One study said the most popular password of 2016 was “123456.” Second place was, “123456789.” Some of us think we’re being clever by replacing certain letters with numbers or symbols, such as, “Pas5w*rd,” but Craig isn’t buying it.

“First of all, it’s not really that easy to remember. Do you replace the first ‘s’ or the second ‘s’ with a ‘5?’ And secondly, it’s only eight characters long with some common character substitutions that a computer would be able to guess within a few hours or days.”

So how do you make a password that’s so easy to remember that it doesn’t need to be written down, but still so hard to guess that nobody will crack it? Craig’s advice is surprisingly simple:

“There are 473,000 words in the English language. You can create a great password by linking any four of them together with a dash or a dot between them. Something like, ‘lamp-carpet-earphones-zeppelin’ is easy to remember — you can even make a little story in your head to help — but ridiculously hard to guess. There are 473,000-to-the-fourth-power possible word combinations, and that could take a computer centuries to guess.”

Account Security

OK, so let’s say you have a really amazing password for all your online accounts, including Planswell. What are we doing to keep you secure? There are several measures in place, but Craig highlights three of the big ones:

  1. Control access. Currently, Craig is the only person in the world with unlimited access to Planswell client data. Other select employees can access the data they need to do their jobs, but nothing more.

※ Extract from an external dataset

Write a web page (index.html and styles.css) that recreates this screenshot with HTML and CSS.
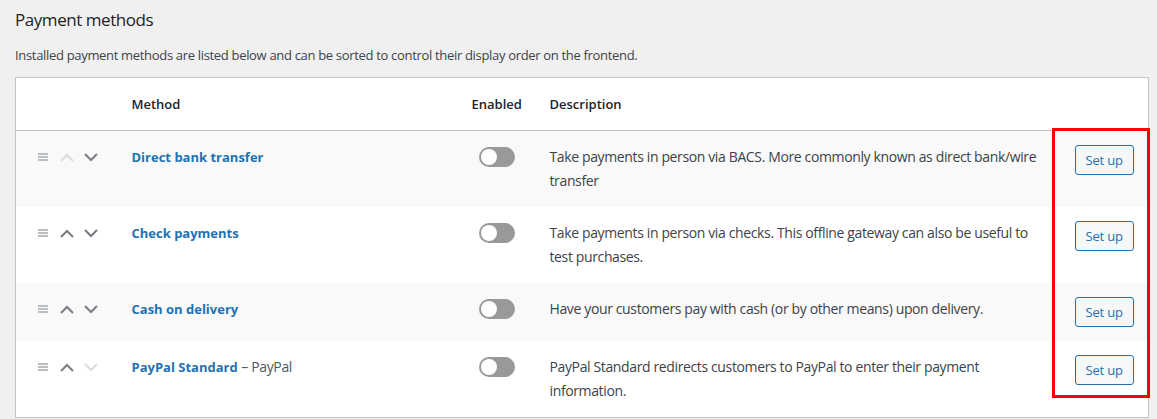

And everyone’s activity is logged so we can see who has accessed which data, and when.
  2. Encrypt data. When you make a financial plan, all of the data coming and going from our web server is protected by an RSA2048-bit encryption key. This is bank-level encryption, with one important difference: banks sometimes lower their encryption standards to accommodate users with older browsers, and we do not.
  3. Separate network. Let’s say someone did do the “hacker thing” and gained access to the web servers at Planswell. They would still have to penetrate another layer of security to get from the web server to the separate, private network where the data is actually stored. This is difficult to the point of being extremely unlikely.

Craig adds that Planswell takes all of these steps by choice, not by decree. “There aren’t a ton of regulations that tell us what to do. We have chosen to set the bar this high because protecting our clients is essential to the success of our business.

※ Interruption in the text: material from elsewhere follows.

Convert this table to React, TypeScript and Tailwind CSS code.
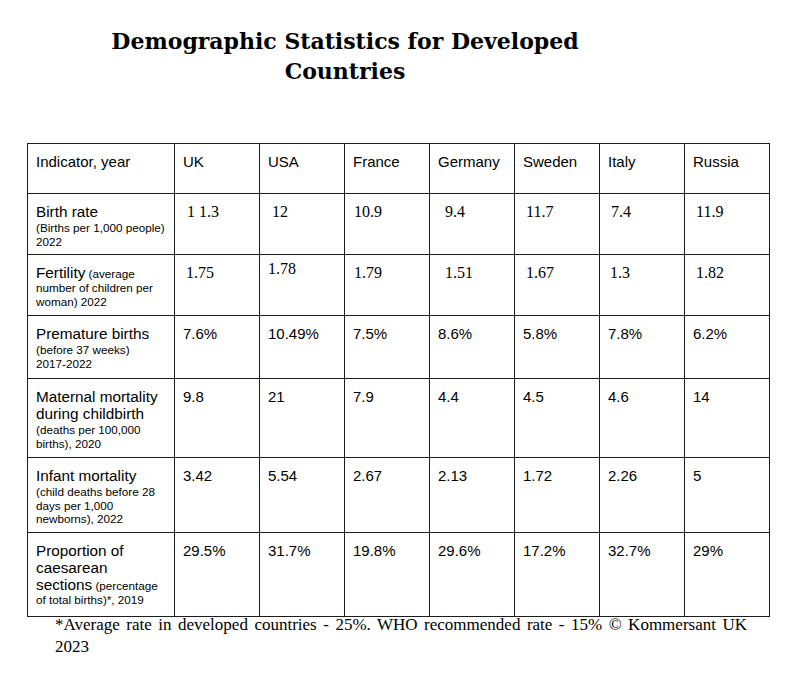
import React from 'react';

type Row = {
  main: string;
  small: React.ReactNode;
  inline?: boolean;
  values: string[];
  serif?: boolean;
  shifts?: string[];
  height: string;
};

const countries = ['UK', 'USA', 'France', 'Germany', 'Sweden', 'Italy', 'Russia'];

const rows: Row[] = [
  {
    main: 'Birth rate',
    small: '(Births per 1,000 people) 2022',
    values: ['1 1.3', '12', '10.9', '9.4', '11.7', '7.4', '11.9'],
    serif: true,
    shifts: ['pl-[4px]', 'pl-[4px]', 'pl-[1px]', 'pl-[7px]', 'pl-[3px]', 'pl-[3px]', 'pl-[3px]'],
    height: 'h-[61px]',
  },
  {
    main: 'Fertility',
    small: '(average number of children per woman) 2022',
    inline: true,
    values: ['1.75', '1.78', '1.79', '1.51', '1.67', '1.3', '1.82'],
    serif: true,
    shifts: ['pl-[3px]', 'pl-0 -mt-[4px]', 'pl-[1px]', 'pl-[7px]', 'pl-[3px]', 'pl-[2px]', 'pl-[3px]'],
    height: 'h-[61px]',
  },
  {
    main: 'Premature births',
    small: (
      <>
        (before 37 weeks) <span className="whitespace-nowrap">2017-2022</span>
      </>
    ),
    values: ['7.6%', '10.49%', '7.5%', '8.6%', '5.8%', '7.8%', '6.2%'],
    height: 'h-[63px]',
  },
  {
    main: 'Maternal mortality during childbirth',
    small: '(deaths per 100,000 births), 2020',
    values: ['9.8', '21', '7.9', '4.4', '4.5', '4.6', '14'],
    height: 'h-[79px]',
  },
  {
    main: 'Infant mortality',
    small: '(child deaths before 28 days per 1,000 newborns), 2022',
    values: ['3.42', '5.54', '2.67', '2.13', '1.72', '2.26', '5'],
    height: 'h-[75px]',
  },
  {
    main: 'Proportion of caesarean sections',
    small: '(percentage of total births)*, 2019',
    inline: true,
    values: ['29.5%', '31.7%', '19.8%', '29.6%', '17.2%', '32.7%', '29%'],
    height: 'h-[84px]',
  },
];

const cell = 'border border-[#1c1c1c] align-top pl-[8px] pr-[9px] pt-[9px]';

function Label({ row }: { row: Row }) {
  if (row.inline) {
    return (
      <p className="text-[11.7px] leading-[13.5px]">
        <span className="text-[15.3px] leading-[17px]">{row.main}</span> {row.small}
      </p>
    );
  }
  return (
    <div>
      <p className="text-[15.3px] leading-[17px]">{row.main}</p>
      <p className="text-[11.7px] leading-[13.5px] mt-[1px]">{row.small}</p>
    </div>
  );
}

export default function App() {
  return (
    <div className="w-[800px] h-[676px] bg-white text-black font-['Liberation_Sans',Arial,sans-serif]">
      <h1 className="ml-[90px] w-[510px] pt-[26px] text-center font-['DejaVu_Serif',serif] font-bold text-[22px] leading-[30px]">
        Demographic Statistics for Developed Countries
      </h1>

      <table className="ml-[27px] mt-[57px] border-collapse table-fixed w-[743px]">
        <colgroup>
          <col className="w-[147px]" />
          {countries.map((c) => (
            <col key={c} className="w-[85px]" />
          ))}
        </colgroup>
        <thead>
          <tr className="h-[50px]">
            <th className={`${cell} text-left font-normal text-[15px] leading-[17px]`}>Indicator, year</th>
            {countries.map((c) => (
              <th key={c} className={`${cell} text-left font-normal text-[15px] leading-[17px]`}>
                {c}
              </th>
            ))}
          </tr>
        </thead>
        <tbody>
          {rows.map((row) => (
            <tr key={row.main} className={row.height}>
              <td className={cell}>
                <Label row={row} />
              </td>
              {row.values.map((v, i) => (
                <td key={i} className={cell}>
                  {row.serif ? (
                    <p className={`font-['Liberation_Serif',serif] text-[16px] leading-[17px] ${row.shifts?.[i] ?? ''}`}>
                      {v}
                    </p>
                  ) : (
                    <p className="text-[15px] leading-[17px]">{v}</p>
                  )}
                </td>
              ))}
            </tr>
          ))}
        </tbody>
      </table>

      <p className="ml-[55px] -mt-[3px] w-[692px] text-justify font-['Liberation_Serif',serif] text-[17px] leading-[22px]">
        *Average rate in developed countries - 25%. WHO recommended rate - 15% © Kommersant UK 2023
      </p>
    </div>
  );
}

A lot of what others consider ‘security measures,’ we consider foundational. The National Institute of Standards and Technology is a non-regulatory agency of the US Department of Commerce and a global thought leader on how to make the Internet more secure. We point to them to make sure Planswell follows the highest standards.

Security concerns will probably always be a fact of life, but the layers of protection at Planswell should be enough to put anyone at ease.

“My first choice would be to eject all the bad guys from planet Earth,” Craig says wistfully. “But until that day, the answer is to have better passwords and a well-designed system like ours.”